**Data provided**
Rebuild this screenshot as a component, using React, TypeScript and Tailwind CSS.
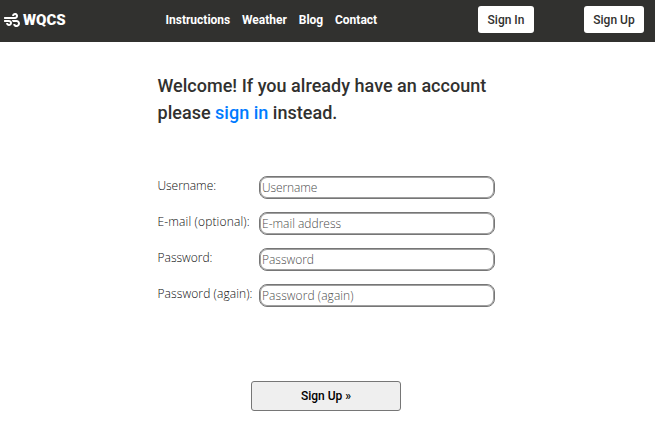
import React from "react";
import { FaWind } from "react-icons/fa";

const links = ["Instructions", "Weather", "Blog", "Contact"];

const fields = [
  { label: "Username:", hint: "Username", type: "text", id: "username", labelSpacing: "tracking-[-0.05px]", hintSpacing: "placeholder:tracking-[-0.1px]" },
  { label: "E-mail (optional):", hint: "E-mail address", type: "email", id: "email", labelSpacing: "tracking-[0.15px]", hintSpacing: "placeholder:tracking-[0px]" },
  { label: "Password:", hint: "Password", type: "password", id: "password", labelSpacing: "tracking-[0px]", hintSpacing: "placeholder:tracking-[-0.02px]" },
  { label: "Password (again):", hint: "Password (again)", type: "password", id: "confirm", labelSpacing: "tracking-[0.1px]", hintSpacing: "placeholder:tracking-[0.07px]" },
];

function Header() {
  return (
    <header className="flex h-[42px] bg-[#31312f] text-white">
      <div className="flex h-10 w-[165.5px] items-center pl-1">
        <FaWind className="h-4 w-4" />
        <span className="ml-[3px] text-[15px] font-black tracking-[0.02px]">WQCS</span>
      </div>
      <nav className="flex h-10 w-[312.5px] items-center gap-[11.8px] text-xs font-bold">
        {links.map((label) => (
          <a key={label} href="#" className="whitespace-nowrap">
            {label}
          </a>
        ))}
      </nav>
      <div className="flex gap-[50px] pt-1.5 text-xs font-medium text-[#31312f]">
        <button className="h-[27px] w-14 rounded-[3px] bg-white">Sign In</button>
        <button className="h-[27px] w-[60px] rounded-[3px] bg-white">Sign Up</button>
      </div>
    </header>
  );
}

export default function App() {
  return (
    <div className="h-[431px] overflow-hidden bg-white font-['Roboto',sans-serif]">
      <Header />
      <main className="pl-[157px] pt-[30px]">
        <h1 className="w-[345px] pl-[0.5px] text-lg font-medium leading-[27px] tracking-[0.02px] text-[#31312f]">
          Welcome! If you already have an account please{" "}
          <a href="#" className="text-[#007bff]">sign in</a> instead.
        </h1>
        <form className="mt-[50px] w-[338px] font-['Open_Sans','Noto_Sans',sans-serif]">
          <div className="flex flex-col gap-[13px]">
            {fields.map((field) => (
              <div key={field.id} className="flex h-[23px]">
                <label htmlFor={field.id} className={"w-[102px] whitespace-nowrap pl-[0.5px] text-xs font-light leading-[19px] text-[#0c0c0c] " + field.labelSpacing}>
                  {field.label}
                </label>
                <input
                  id={field.id}
                  type={field.type}
                  placeholder={field.hint}
                  className={"h-[23px] w-[236px] rounded-lg border border-[#767676] bg-white px-0.5 text-xs font-light shadow-[inset_0_0_0_1px_#a0a0a0] placeholder:text-[#4c4c4c] " + field.hintSpacing}
                />
              </div>
            ))}
          </div>
          <button
            type="button"
            className="ml-[94px] mt-[74px] block h-[30px] w-[150px] rounded-[3px] border border-[#767676] bg-[#efefef] font-['Roboto',sans-serif] text-xs font-medium text-black"
          >
            Sign Up »
          </button>
        </form>
      </main>
    </div>
  );
}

**What you need to do**
Print the complete listing exactly as it stands, without its pictures.

**In response**
Rebuild this screenshot as a component, using React, TypeScript and Tailwind CSS.
import React from "react";
import { FaWind } from "react-icons/fa";

const links = ["Instructions", "Weather", "Blog", "Contact"];

const fields = [
  { label: "Username:", hint: "Username", type: "text", id: "username", labelSpacing: "tracking-[-0.05px]", hintSpacing: "placeholder:tracking-[-0.1px]" },
  { label: "E-mail (optional):", hint: "E-mail address", type: "email", id: "email", labelSpacing: "tracking-[0.15px]", hintSpacing: "placeholder:tracking-[0px]" },
  { label: "Password:", hint: "Password", type: "password", id: "password", labelSpacing: "tracking-[0px]", hintSpacing: "placeholder:tracking-[-0.02px]" },
  { label: "Password (again):", hint: "Password (again)", type: "password", id: "confirm", labelSpacing: "tracking-[0.1px]", hintSpacing: "placeholder:tracking-[0.07px]" },
];

function Header() {
  return (
    <header className="flex h-[42px] bg-[#31312f] text-white">
      <div className="flex h-10 w-[165.5px] items-center pl-1">
        <FaWind className="h-4 w-4" />
        <span className="ml-[3px] text-[15px] font-black tracking-[0.02px]">WQCS</span>
      </div>
      <nav className="flex h-10 w-[312.5px] items-center gap-[11.8px] text-xs font-bold">
        {links.map((label) => (
          <a key={label} href="#" className="whitespace-nowrap">
            {label}
          </a>
        ))}
      </nav>
      <div className="flex gap-[50px] pt-1.5 text-xs font-medium text-[#31312f]">
        <button className="h-[27px] w-14 rounded-[3px] bg-white">Sign In</button>
        <button className="h-[27px] w-[60px] rounded-[3px] bg-white">Sign Up</button>
      </div>
    </header>
  );
}

export default function App() {
  return (
    <div className="h-[431px] overflow-hidden bg-white font-['Roboto',sans-serif]">
      <Header />
      <main className="pl-[157px] pt-[30px]">
        <h1 className="w-[345px] pl-[0.5px] text-lg font-medium leading-[27px] tracking-[0.02px] text-[#31312f]">
          Welcome! If you already have an account please{" "}
          <a href="#" className="text-[#007bff]">sign in</a> instead.
        </h1>
        <form className="mt-[50px] w-[338px] font-['Open_Sans','Noto_Sans',sans-serif]">
          <div className="flex flex-col gap-[13px]">
            {fields.map((field) => (
              <div key={field.id} className="flex h-[23px]">
                <label htmlFor={field.id} className={"w-[102px] whitespace-nowrap pl-[0.5px] text-xs font-light leading-[19px] text-[#0c0c0c] " + field.labelSpacing}>
                  {field.label}
                </label>
                <input
                  id={field.id}
                  type={field.type}
                  placeholder={field.hint}
                  className={"h-[23px] w-[236px] rounded-lg border border-[#767676] bg-white px-0.5 text-xs font-light shadow-[inset_0_0_0_1px_#a0a0a0] placeholder:text-[#4c4c4c] " + field.hintSpacing}
                />
              </div>
            ))}
          </div>
          <button
            type="button"
            className="ml-[94px] mt-[74px] block h-[30px] w-[150px] rounded-[3px] border border-[#767676] bg-[#efefef] font-['Roboto',sans-serif] text-xs font-medium text-black"
          >
            Sign Up »
          </button>
        </form>
      </main>
    </div>
  );
}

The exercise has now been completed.